The influence of trends in heavy vehicle travel on road trauma in the light vehicle fleet
Increased travel by heavy vehicles (rigid trucks, articulated trucks and buses) has been identified as one of the key components of total growth in vehicle travel over the next ten years. This paper examines the effect of anticipated growth in heavy vehicle travel on the light passenger vehicle fleet by measuring changes in road trauma levels as measured by the number of light vehicle driver fatalities and serious injuries resulting from collisions with heavy vehicles. Using data sourced primarily from the BTRE, the ABS and NSW Police reported crash database, a model to project
relevant future trends in road trauma is developed to reflect three key elements of the road trauma
chain: exposure, crash risk and injury outcome given crash involvement.
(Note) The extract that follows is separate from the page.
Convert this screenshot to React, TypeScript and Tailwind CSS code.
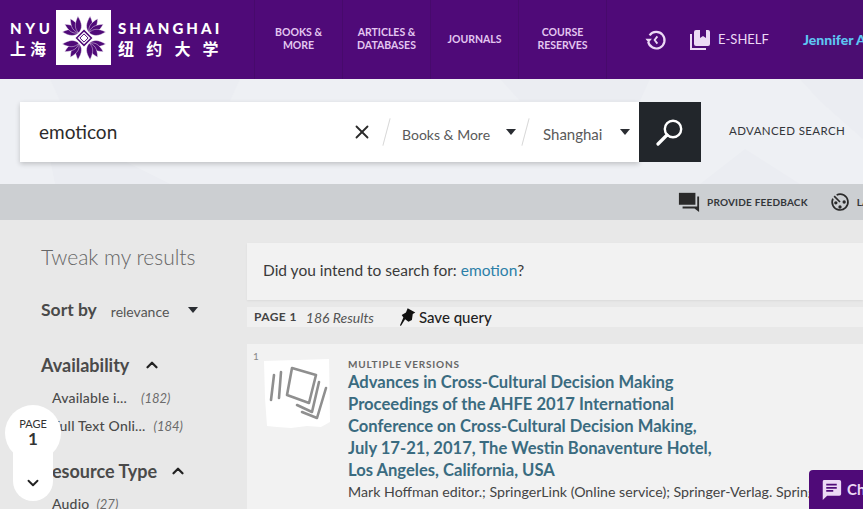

In addition to the specific results presented in this study, the model developed may be used to assess the likely impact of proposed policy changes on heavy vehicle related road trauma. Future heavy vehicle related road trauma trends are projected based on two scenarios of future crash risk. The results demonstrate the sensitivity of heavy vehicle related road trauma to crash risk and highlight the importance of continuing to reduce heavy vehicle crash rates to offset projected growth in heavy vehicle travel and deliver reductions in heavy vehicle related road trauma. A potential remedy to predicted increases in heavy vehicle related trauma is explored and demonstrates the application of the model as a policy evaluation tool.